After the destruction of Jerusalem by Titus, there were not yet so many Hebrew manuscripts in existence. Even the Jews in Palestine, as innumerable Greek inscriptions there found, and the New Testament show, spoke Greek in preference to the Hebrew. It is probable, that in the time of Herod many a scribe still kept a copy of the Hebrew Bible; but in the time of Akiba, after the temple, the metropolis and all the cities of Palestine had been destroyed by fire, and many Jews killed or sold as slaves; in that time, certainly, Hebrew manuscripts must have become scarce in the world.

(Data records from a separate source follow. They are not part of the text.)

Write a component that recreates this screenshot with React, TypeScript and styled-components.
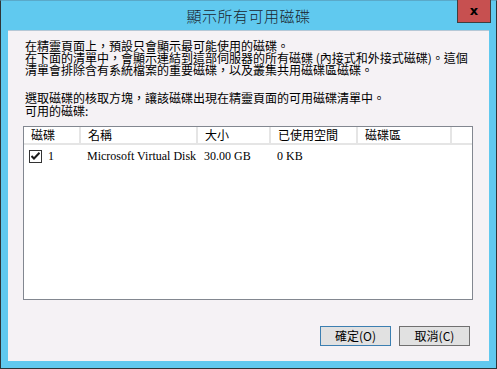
import * as React from "react";
import styled, { createGlobalStyle } from "styled-components";

const GlobalStyle = createGlobalStyle`
  html, body {
    margin: 0;
    padding: 0;
    background: #ffffff;
  }
  body {
    font-family: "Noto Sans CJK TC", sans-serif;
  }
`;

const columns = [
  { key: "disk", label: "磁碟", width: 57 },
  { key: "name", label: "名稱", width: 117 },
  { key: "size", label: "大小", width: 73 },
  { key: "used", label: "已使用空間", width: 87 },
  { key: "volume", label: "磁碟區", width: 94 },
];

const disks = [
  { id: "1", name: "Microsoft Virtual Disk", size: "30.00 GB", used: "0 KB", checked: true },
];

const CheckIcon = () => (
  <svg width="9" height="8" viewBox="0 0 9 8">
    <path d="M0.5 4 L3 6.5 L8.5 0.8" fill="none" stroke="#1b1b1b" strokeWidth="2" />
  </svg>
);

const App = () => {
  const [rows, setRows] = React.useState(disks);

  const toggle = (id: string) =>
    setRows(rows.map((r) => (r.id === id ? { ...r, checked: !r.checked } : r)));

  return (
    <>
      <GlobalStyle />
      <Window>
        <TitleBar>
          <Title>顯示所有可用磁碟</Title>
          <Close>x</Close>
        </TitleBar>
        <Client>
          <Intro $line={12}>
            <p>在精靈頁面上，預設只會顯示最可能使用的磁碟。</p>
            <p>
              在下面的清單中，會顯示連結到這部伺服器的所有磁碟 (內接式和外接式磁碟)。這個
            </p>
            <p>清單會排除含有系統檔案的重要磁碟，以及叢集共用磁碟區磁碟。</p>
          </Intro>
          <Intro $line={13} $last>
            <p>選取磁碟的核取方塊，讓該磁碟出現在精靈頁面的可用磁碟清單中。</p>
            <p>可用的磁碟:</p>
          </Intro>
          <ListBox>
            <HeaderRow>
              {columns.map((c) => (
                <HeaderCell key={c.key} $w={c.width}>
                  {c.label}
                </HeaderCell>
              ))}
              <HeaderFill />
            </HeaderRow>
            {rows.map((r) => (
              <Row key={r.id}>
                <Cell $w={columns[0].width}>
                  <Check onClick={() => toggle(r.id)}>{r.checked && <CheckIcon />}</Check>
                  {r.id}
                </Cell>
                <Cell $w={columns[1].width}>{r.name}</Cell>
                <Cell $w={columns[2].width}>{r.size}</Cell>
                <Cell $w={columns[3].width}>{r.used}</Cell>
                <Cell $w={columns[4].width}></Cell>
              </Row>
            ))}
          </ListBox>
          <Buttons>
            <Button $default>確定(O)</Button>
            <Button>取消(C)</Button>
          </Buttons>
        </Client>
      </Window>
    </>
  );
};
export default App;

const Window = styled.div`
  position: relative;
  width: 497px;
  height: 369px;
  box-sizing: border-box;
  border: 1px solid #2e3436;
  border-top-color: #5aa9c9;
  background: #60c9ef;
  display: flex;
  flex-direction: column;
  padding: 0 7px 7px 7px;
`;

const TitleBar = styled.div`
  height: 29px;
  display: flex;
  align-items: center;
  justify-content: center;
`;

const Title = styled.div`
  font-family: "Noto Sans CJK TC", sans-serif;
  font-size: 15px;
  font-weight: 300;
  color: #1a252e;
  margin-top: -1px;
  letter-spacing: 0.5px;
`;

const Close = styled.div`
  position: absolute;
  top: -1px;
  right: 5px;
  width: 32px;
  height: 20px;
  background: #c75050;
  border: 1px solid #3f3f3f;
  border-top: 0;
  display: flex;
  align-items: center;
  justify-content: center;
  font-family: "DejaVu Sans", sans-serif;
  font-weight: 900;
  font-size: 13px;
  color: #000;
  line-height: 1;
  padding-bottom: 2px;
  box-sizing: content-box;
`;

const Client = styled.div`
  flex: 1;
  background: #f5f2f5;
  border-top: 1px solid #b6c8d6;
  display: flex;
  flex-direction: column;
  padding: 9px 16px 15px 15px;
`;

const Intro = styled.div<{ $line: number; $last?: boolean }>`
  font-family: "Noto Sans CJK TC", sans-serif;
  font-size: 12px;
  line-height: ${(p) => p.$line}px;
  color: #000;
  padding-left: 2px;
  margin-bottom: ${(p) => (p.$last ? 9 : 15)}px;
  p {
    margin: 0;
    height: ${(p) => p.$line}px;
    white-space: nowrap;
  }
`;

const ListBox = styled.div`
  height: 172px;
  border: 1px solid #828790;
  background: #ffffff;
  display: flex;
  flex-direction: column;
  font-family: "Liberation Serif", "Noto Sans CJK TC", serif;
  font-size: 12px;
  color: #000;
`;

const HeaderRow = styled.div`
  display: flex;
  height: 16px;
  border-bottom: 2px solid #e5e5e5;
`;

const HeaderCell = styled.div<{ $w: number }>`
  width: ${(p) => p.$w}px;
  box-sizing: border-box;
  border-right: 2px solid #e5e5e5;
  padding-left: 7px;
  font-family: "Noto Sans CJK TC", sans-serif;
  line-height: 16px;
  white-space: nowrap;
`;

const HeaderFill = styled.div`
  flex: 1;
`;

const Row = styled.div`
  display: flex;
  height: 18px;
  align-items: center;
  margin-top: 2px;
`;

const Cell = styled.div<{ $w: number }>`
  width: ${(p) => p.$w}px;
  box-sizing: border-box;
  padding-left: 6px;
  display: flex;
  align-items: center;
  gap: 6px;
  white-space: nowrap;
  &:first-child {
    padding-left: 5px;
  }
`;

const Check = styled.span`
  width: 11px;
  height: 11px;
  border: 1px solid #333;
  background: #fff;
  display: inline-flex;
  align-items: center;
  justify-content: center;
  cursor: pointer;
`;

const Buttons = styled.div`
  margin-top: auto;
  display: flex;
  justify-content: flex-end;
  gap: 8px;
  padding-right: 3px;
`;

const Button = styled.button<{ $default?: boolean }>`
  width: 71px;
  height: 20px;
  box-sizing: border-box;
  background: #e1e1e1;
  border: 1px solid ${(p) => (p.$default ? "#3c7fb1" : "#707070")};
  font-family: "Noto Sans CJK TC", sans-serif;
  font-size: 12px;
  color: #000;
  padding: 0;
  line-height: 18px;
  cursor: pointer;
`;
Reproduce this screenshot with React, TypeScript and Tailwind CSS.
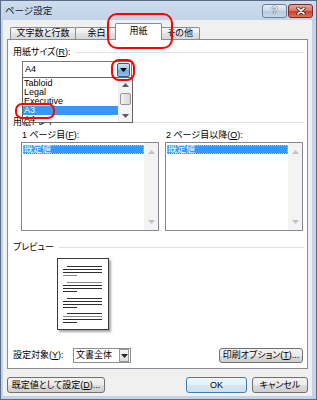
import React from 'react';

const btnFace =
  'bg-[linear-gradient(#f2f2f2,#ebebeb_50%,#dddddd_50%,#cfcfcf)] border border-[#707070] rounded-[3px]';

function Tri({ up, color }: { up?: boolean; color: string }) {
  return (
    <svg width="7" height="4" viewBox="0 0 7 4">
      <path d={up ? 'M0 4L3.5 0L7 4Z' : 'M0 0L7 0L3.5 4Z'} fill={color} />
    </svg>
  );
}

function GroupHeader({ children, gap }: { children: React.ReactNode; gap?: string }) {
  return (
    <div className="h-[12px] flex items-center pl-[5px] pr-[3px]">
      <span className="whitespace-nowrap">{children}</span>
      <div className={`flex-1 h-px bg-[#d9e2ea] ${gap ?? 'ml-[6px]'}`} />
    </div>
  );
}

function ListBox() {
  return (
    <div className="w-[138px] h-[89px] border border-[#828790] bg-white flex">
      <div className="flex-1 pt-[2px] pl-[1px]">
        <div className="h-[9px] bg-[#3399ff] text-white flex items-center pl-[1px] outline-dotted outline-1 outline-[#a8cfff] -outline-offset-1">
          既定値
        </div>
      </div>
      <div className="w-[14px] bg-[#f3f3f3] flex flex-col justify-between">
        <div className="h-[17px] flex items-center justify-center">
          <Tri up color="#c2c2c2" />
        </div>
        <div className="h-[17px] flex items-center justify-center">
          <Tri color="#c2c2c2" />
        </div>
      </div>
    </div>
  );
}

const sizes = ['Tabloid', 'Legal', 'Executive', 'A3', 'A4'];

export default function App() {
  return (
    <div className="relative w-[317px] h-[400px] overflow-hidden flex flex-col border border-[#5a6e88] bg-[#c2d3e9] text-[9px] leading-none text-black font-['Liberation_Sans','Noto_Sans_CJK_JP',sans-serif] [font-feature-settings:'palt']">
      {/* title bar */}
      <div className="h-[19px] shrink-0 flex items-start justify-between pl-[4px] pr-[3px] bg-[linear-gradient(#cddcee,#c2d3e9)]">
        <span className="mt-[5px] text-[9.5px] text-[#1b1b1b]">ページ設定</span>
        <div className="flex gap-[1px] mt-[3px]">
          <div className="w-[25px] h-[14px] rounded-[3px] border border-[#6c809c] bg-[linear-gradient(#e6eef7,#cad8ea_50%,#b5c8df_50%,#c6d8ec)] flex items-center justify-center">
            <span className="text-[10px] font-bold text-white [text-shadow:0_0_1px_#25354b,0_0_1px_#25354b]">?</span>
          </div>
          <div className="w-[25px] h-[14px] rounded-[3px] border border-[#7a2a22] bg-[linear-gradient(#eaa99c,#d8705f_50%,#c3402d_50%,#d9735d)] flex items-center justify-center">
            <svg width="10" height="8" viewBox="0 0 10 8">
              <path d="M2 1.2L8 6.8M8 1.2L2 6.8" stroke="#3d1510" strokeWidth="3.2" strokeLinecap="round" />
              <path d="M2 1.2L8 6.8M8 1.2L2 6.8" stroke="#ffffff" strokeWidth="1.7" strokeLinecap="round" />
            </svg>
          </div>
        </div>
      </div>

      {/* client area */}
      <div className="flex-1 ml-[2px] mr-[4px] mb-[3px] bg-[#f0f0f0] flex flex-col">
        <div className="mx-[4px] pt-[3px]">
          {/* tabs */}
          <div className="h-[16px] flex items-end pl-[3px]">
            <div className="w-[66px] h-[12px] border border-b-0 border-[#898c95] rounded-t-[2px] bg-[linear-gradient(#f6f6f6,#ececec_50%,#e2e2e2_50%,#d9d9d9)] flex items-center justify-center">
              文字数と行数
            </div>
            <div className="w-[43px] h-[12px] -ml-[1px] border border-b-0 border-[#898c95] rounded-t-[2px] bg-[linear-gradient(#f6f6f6,#ececec_50%,#e2e2e2_50%,#d9d9d9)] flex items-center justify-center">
              余白
            </div>
            <div className="relative z-10 w-[47px] h-[17px] -ml-[3px] -mb-[1px] border border-b-0 border-[#898c95] rounded-t-[2px] bg-white flex items-center justify-center pb-[1px]">
              用紙
            </div>
            <div className="w-[40px] h-[12px] -ml-[2px] border border-b-0 border-[#898c95] rounded-t-[2px] bg-[linear-gradient(#f6f6f6,#ececec_50%,#e2e2e2_50%,#d9d9d9)] flex items-center justify-center">
              その他
            </div>
          </div>

          {/* panel */}
          <div className="h-[330px] border border-[#898c95] bg-white flex flex-col">
            <div className="mt-[6px]">
              <GroupHeader>
                用紙サイズ(<span className="underline">R</span>):
              </GroupHeader>
            </div>

            {/* combo with open list */}
            <div className="mt-[3px] ml-[14px] relative z-10 w-[110px] h-[17px] border border-[#7a7a7a] bg-white flex items-center">
              <span className="flex-1 pl-[2px]">A4</span>
              <div className="w-[13px] h-[14px] mr-[1px] rounded-[2px] border border-[#2c628b] bg-[linear-gradient(#c9e4f8,#93c6ec_50%,#6aa8dd_50%,#8ec2ea)] flex items-center justify-center">
                <Tri color="#000000" />
              </div>
              <div className="absolute -left-[1px] top-[15px] w-[111px] h-[46px] border border-[#646464] bg-white flex overflow-hidden">
                <div className="flex-1 pt-[1px] flex flex-col">
                  {sizes.map((s) => (
                    <div
                      key={s}
                      className={`h-[9px] shrink-0 flex items-center pl-[1px] ${s === 'A3' ? 'bg-[#3399ff] text-white' : ''}`}
                    >
                      {s}
                    </div>
                  ))}
                </div>
                <div className="w-[14px] bg-[#f4f4f4] border-l border-[#ececec] flex flex-col">
                  <div className="h-[13px] flex items-center justify-center">
                    <Tri up color="#5a5a5a" />
                  </div>
                  <div className="flex-1 flex justify-center pt-[2px]">
                    <div className="w-[11px] h-[12px] rounded-[2px] border border-[#979797] bg-[linear-gradient(90deg,#f3f3f3,#e4e4e4_50%,#d8d8d8)]" />
                  </div>
                  <div className="h-[13px] flex items-center justify-center">
                    <Tri color="#5a5a5a" />
                  </div>
                </div>
              </div>
            </div>

            <div className="mt-[38px]">
              <GroupHeader>用紙トレイ</GroupHeader>
            </div>

            <div className="mt-[2px] ml-[13px] flex gap-[6px]">
              <div className="w-[138px] flex flex-col">
                <div className="h-[10px] flex items-center pl-[1px]">
                  1 ページ目(<span className="underline">F</span>):
                </div>
                <div className="mt-[2px]">
                  <ListBox />
                </div>
              </div>
              <div className="w-[138px] flex flex-col">
                <div className="h-[10px] flex items-center pl-[1px]">
                  2 ページ目以降(<span className="underline">O</span>):
                </div>
                <div className="mt-[2px]">
                  <ListBox />
                </div>
              </div>
            </div>

            <div className="mt-[10px]">
              <GroupHeader gap="ml-[5px]">プレビュー</GroupHeader>
            </div>

            {/* page thumbnail */}
            <div className="mt-[5px] ml-[49px] w-[52px] h-[72px] border border-[#3a3a3a] bg-white shadow-[2px_2px_2px_rgba(0,0,0,0.35)]">
              <svg width="50" height="70" viewBox="0 0 50 70">
                {[7, 23, 39, 54].map((y, i) => (
                  <g key={y} strokeWidth="1">
                    <line x1="9" x2="44" y1={y + 0.5} y2={y + 0.5} stroke={i === 1 ? '#8a8a8a' : '#2e2e2e'} />
                    <line x1="5" x2="44" y1={y + 3.5} y2={y + 3.5} stroke={i === 3 ? '#8a8a8a' : '#2e2e2e'} />
                    <line x1="5" x2="44" y1={y + 6.5} y2={y + 6.5} stroke="#2e2e2e" />
                    <line x1="5" x2="19" y1={y + 9.5} y2={y + 9.5} stroke={i === 0 ? '#8a8a8a' : '#2e2e2e'} />
                  </g>
                ))}
              </svg>
            </div>

            {/* apply to row */}
            <div className="mt-[18px] h-[15px] flex items-center pl-[5px] pr-[4px]">
              <span className="w-[60px]">
                設定対象(<span className="underline">Y</span>):
              </span>
              <div className="w-[58px] h-[15px] border border-[#8e8f8f] bg-white flex items-center">
                <span className="flex-1 pl-[2px]">文書全体</span>
                <div className="w-[10px] h-[13px] mr-[1px] border border-[#9a9a9a] bg-[linear-gradient(#f4f4f4,#dcdcdc)] flex items-center justify-center">
                  <Tri color="#222222" />
                </div>
              </div>
              <div className={`ml-auto w-[84px] h-[15px] flex items-center justify-center ${btnFace}`}>
                印刷オプション(<span className="underline">T</span>)...
              </div>
            </div>
          </div>
        </div>

        {/* bottom buttons */}
        <div className="mt-[8px] h-[16px] px-[4px] flex">
          <div className={`w-[98px] flex items-center justify-center ${btnFace}`}>
            既定値として設定(<span className="underline">D</span>)...
          </div>
          <div className="ml-auto flex gap-[5px]">
            <div className="w-[61px] flex items-center justify-center rounded-[3px] border border-[#3c7fb1] bg-[linear-gradient(#f1f7fc,#e7f0f8_50%,#d8e6f2_50%,#cfdeec)]">
              OK
            </div>
            <div className={`w-[56px] flex items-center justify-center ${btnFace}`}>キャンセル</div>
          </div>
        </div>
      </div>

      {/* red annotations */}
      <div className="absolute left-[106px] top-[12px] w-[66px] h-[36px] rounded-[10px] border-2 border-[#ff0000] z-20" />
      <div className="absolute left-[110px] top-[58px] w-[24px] h-[22px] rounded-[8px] border-2 border-[#ff0000] z-20" />
      <div className="absolute left-[14px] top-[102px] w-[40px] h-[16px] rounded-[7px] border-2 border-[#ff0000] z-20" />
    </div>
  );
}
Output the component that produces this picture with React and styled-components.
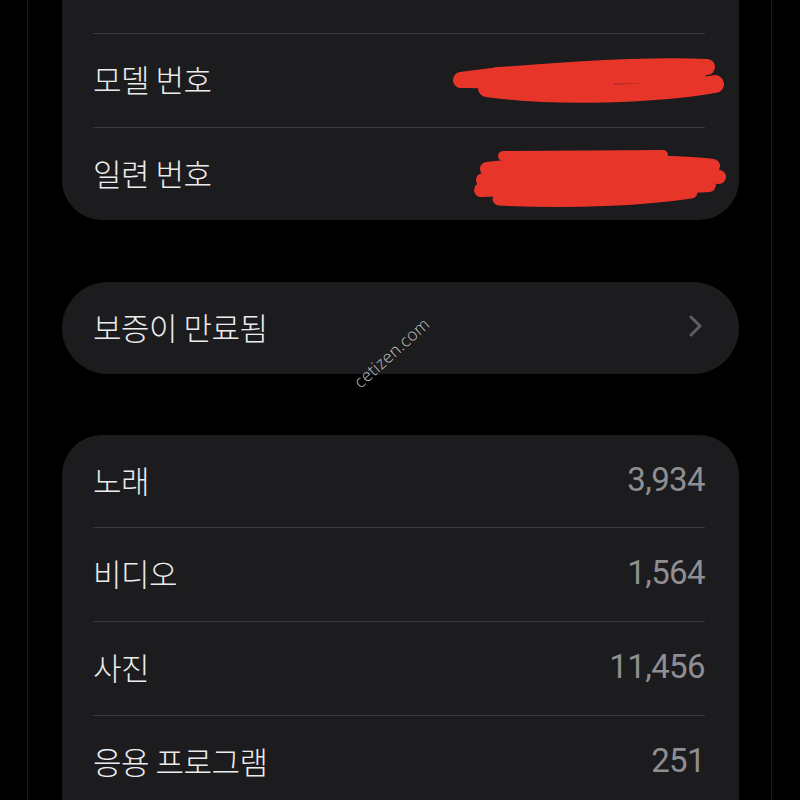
import React from 'react';
import styled, { createGlobalStyle } from 'styled-components';

const GlobalStyle = createGlobalStyle`
  html, body {
    margin: 0;
    padding: 0;
    background: #000;
  }
  body {
    font-family: "Noto Sans CJK KR", "Noto Sans", sans-serif;
    -webkit-font-smoothing: antialiased;
  }
`;

const Screen = styled.div`
  position: relative;
  width: 800px;
  height: 800px;
  overflow: hidden;
  background: #000;
`;

const Device = styled.div`
  margin: ${props => props.shift}px 28px 0 27px;
  min-height: 900px;
  border-left: 1px solid #1b1b1d;
  border-right: 1px solid #1b1b1d;
  padding: 0 32px 0 34px;
  display: flex;
  flex-direction: column;
  box-sizing: border-box;
`;

const Card = styled.div`
  background: #1c1c1e;
  border-radius: ${props => props.radius || 40}px;
  padding: 0 34px 0 31px;
  margin-bottom: ${props => props.gap || 0}px;
  display: flex;
  flex-direction: column;
`;

const Row = styled.div`
  box-sizing: border-box;
  height: ${props => props.h || 94}px;
  padding-bottom: 4px;
  display: flex;
  align-items: center;
  justify-content: space-between;
  border-top: ${props => (props.first ? 'none' : '1.5px solid #38383a')};
`;

const Label = styled.span`
  color: #ececee;
  font-size: 31px;
  font-weight: 300;
  letter-spacing: -0.5px;
  line-height: 1;
`;

const Value = styled.span`
  color: #8e8e93;
  font-family: Roboto, "Noto Sans", sans-serif;
  font-size: 33px;
  font-weight: 400;
  letter-spacing: -0.6px;
  line-height: 1;
`;

const Scribble = styled.svg`
  display: block;
  margin-right: ${props => props.pull}px;
  margin-top: ${props => props.drop || 0}px;
  overflow: visible;
`;

const Chevron = styled.svg`
  display: block;
  margin-right: 2px;
`;

const Watermark = styled.span`
  position: absolute;
  left: 344px;
  top: 341px;
  color: rgba(225, 225, 225, 0.85);
  font-family: "Open Sans", sans-serif;
  font-weight: 300;
  font-size: 17px;
  letter-spacing: 0.3px;
  transform: rotate(-42deg);
  transform-origin: center;
  pointer-events: none;
`;

const RED = '#e8352a';

const ModelScribble = () => (
  <Scribble width="266" height="46" viewBox="0 0 266 46" pull={-18} drop={4}>
    <g stroke={RED} strokeLinecap="round" fill="none">
      <path d="M4 22 C60 14, 180 6, 250 9" strokeWidth="16" />
      <path d="M30 30 C100 40, 200 36, 258 26" strokeWidth="18" />
      <path d="M40 18 L240 16" strokeWidth="18" />
      <path d="M8 23 L150 25" strokeWidth="14" />
      <path d="M200 30 L262 31" strokeWidth="5" />
    </g>
  </Scribble>
);

const SerialScribble = () => (
  <Scribble width="252" height="62" viewBox="0 0 252 62" pull={-20} drop={12}>
    <g stroke={RED} strokeLinecap="round" fill="none">
      <path d="M30 9 L190 8" strokeWidth="10" />
      <path d="M14 22 C80 15, 200 13, 240 19" strokeWidth="14" />
      <path d="M10 33 C100 28, 200 26, 246 30" strokeWidth="14" />
      <path d="M8 43 C80 40, 180 41, 236 38" strokeWidth="14" />
      <path d="M26 52 C100 56, 170 52, 218 45" strokeWidth="13" />
    </g>
  </Scribble>
);

const counts = [
  { label: '노래', value: '3,934' },
  { label: '비디오', value: '1,564' },
  { label: '사진', value: '11,456' },
  { label: '응용 프로그램', value: '251' },
];

export default function App() {
  return (
    <>
      <GlobalStyle />
      <Screen>
        <Device shift={-61}>
          <Card gap={62}>
            <Row first />
            <Row>
              <Label>모델 번호</Label>
              <ModelScribble />
            </Row>
            <Row h={93}>
              <Label>일련 번호</Label>
              <SerialScribble />
            </Row>
          </Card>

          <Card radius={46} gap={61}>
            <Row first h={92}>
              <Label>보증이 만료됨</Label>
              <Chevron width="14" height="22" viewBox="0 0 14 22">
                <path
                  d="M2 2 L11 11 L2 20"
                  stroke="#5c5c61"
                  strokeWidth="3"
                  strokeLinecap="round"
                  strokeLinejoin="round"
                  fill="none"
                />
              </Chevron>
            </Row>
          </Card>

          <Card>
            {counts.map((c, i) => (
              <Row key={c.label} first={i === 0} h={i === 0 ? 92 : 94}>
                <Label>{c.label}</Label>
                <Value>{c.value}</Value>
              </Row>
            ))}
            <Row h={60} />
          </Card>
        </Device>
        <Watermark>cetizen.com</Watermark>
      </Screen>
    </>
  );
}
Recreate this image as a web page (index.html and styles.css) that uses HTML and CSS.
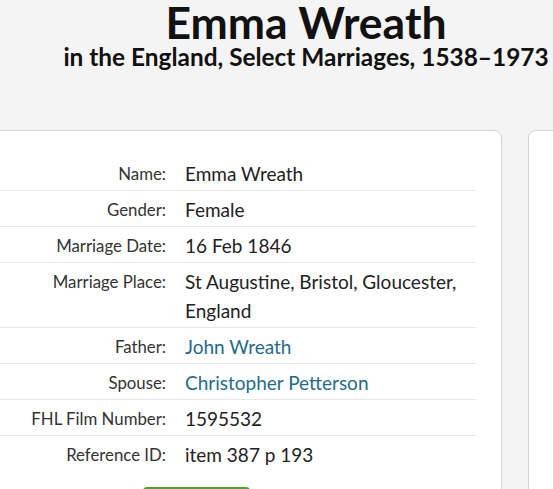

Thus, then it was easy to alter the small number of manuscripts remaining in Palestine, according to Akiba's readings. Besides, in that time, as ancient manuscripts sufficiently show, every book was full of mistakes and obliterations; and it was a custom among the Ancients, to compare different copies of a book, the one with the other, as often as possible, and to mark different readings in the margin or in the text itself. Therefore, whoever saw a Hebrew Pentateuch altered according to Akiba, would suppose, that he found here better and original readings, and mark them, as such, in his own copy. This alteration of the genuine Biblical chronology was particularly promoted by the supposition, that Akiba's or Aquila's new Greek translation of the Pentateuch was based upon very old and correct manuscripts.